Investigation of heteroscedasticity in polygenic risk scores across 15 quantitative traits
Abstract : The polygenic risk score (PRS) could be used to stratify individuals with high risk of diseases and predict complex trait of individual in a population. Previous studies developed a PRS-based prediction model using linear regression and evaluated the predictive performance of the model using the R2 value. One of the key assumptions of linear regression is that the variance of the residual should be constant at each level of the predictor variables, called homoscedasticity.
However, some studies show that PRS models exhibit heteroscedasticity between PRS and traits. This study analyzes whether heteroscedasticity exists in PRS models of diverse disease-related traits and, if any, it affects the accuracy of PRS-based prediction in 354,761 Europeans from the UK Biobank. We constructed PRSs for 15 quantitative traits using LDpred2 and estimated the existence of heteroscedasticity between PRSs and 15 traits using three different tests of the Breusch-Pagan (BP) test, score test, and F test. Thirteen out of fifteen traits show significant heteroscedasticity. Further replication using new PRSs from the PGS catalog and independent samples (N = 23,620) from the UK Biobank confirmed the heteroscedasticity in ten traits. As a result, ten out of fifteen quantitative traits show statistically significant heteroscedasticity between the PRS and each trait.

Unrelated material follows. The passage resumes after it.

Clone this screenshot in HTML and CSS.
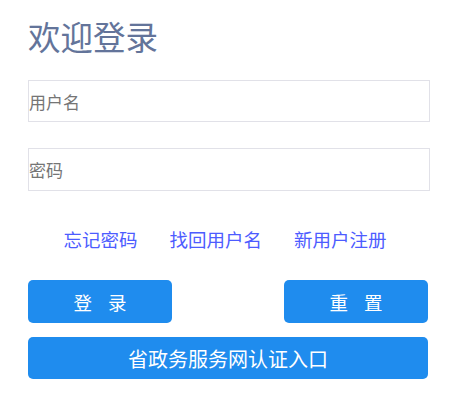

There was a greater variance of residuals as PRS increased, and the prediction accuracy at each level of PRS tended to decrease as the variance of residuals increased. In conclusion, heteroscedasticity was frequently observed in the PRSbased prediction models of quantitative traits, and the accuracy of the predictive model may differ according to PRS values. Therefore, prediction models using the PRS should be constructed by considering heteroscedasticity.